Comfort, understanding and sympathy are needed following a death, but they are not always easy to come by. Often parents will feel neglected and confused and they may develop a fear of forgetting their child. However, now that The Compassionate Friends is establishing itself in the area, parents will be able to seek that much-needed support, friendship and listening ear they so desperately require.

Anita, co-ordinator of the Northern Ireland groups, is encouraging bereaved mums and dads to come along and take advantage of the support they are offering in the area. Already The Compassionate Friends groups are up and running in Lisburn, Enniskillen and Carrickfergus, helping hundreds of parents to find comfort following their child’s passing.

Anita told me that The Compassionate Friends was formed in 1969 in England and was introduced to Northern Ireland 25 years ago.

“We are keen to get groups going in areas where they are needed. And in the Mid-Ulster area we have identified a need for a group such as this. It doesn’t matter when the child died – It could have been two years ago, it could have been 20 years ago and it doesn’t matter what age or what denomination – we are there for all parents,” she said.

Yvonne recalled that when she heard the news that her son William had been involved in an accident, she was in a state of shock. Tragically, the 22-year-old was on his way to college where he was studying catering with a fellow student when the car in which they were travelling collided with a lorry.

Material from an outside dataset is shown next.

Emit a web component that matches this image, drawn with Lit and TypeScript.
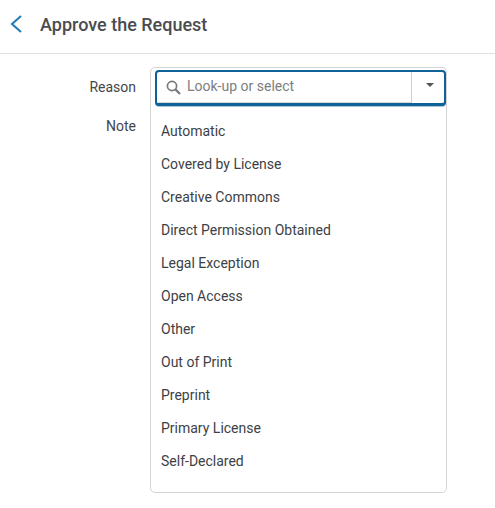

The bereaved mum said she found immense comfort through The Compassionate Friends.

”People can only surmise how you feel. When you need to talk about it, you want to be able to talk to someone who has been through it. I phoned The Compassionate Friends and I got a lot of comfort from it. I made a lot of friends and I realised that there is help out there,” she told me.

Anita added: “Friends and relatives can empathize with you, but other bereaved parents are the ones who know the pain. If people don’t want to come along to the group, perhaps they may feel daunted, they can ring the helpline and we can do a one to one visit or we can send out leaflets.”

The Compassionate Friends also has a helpline number manned fully by bereaved parents 365 days a year. There are a range of support services offered by The Compassionate Friends, including a telephone helpline, a website with a forum, one to one support, e-mail support, leaflets, a library service and meetings.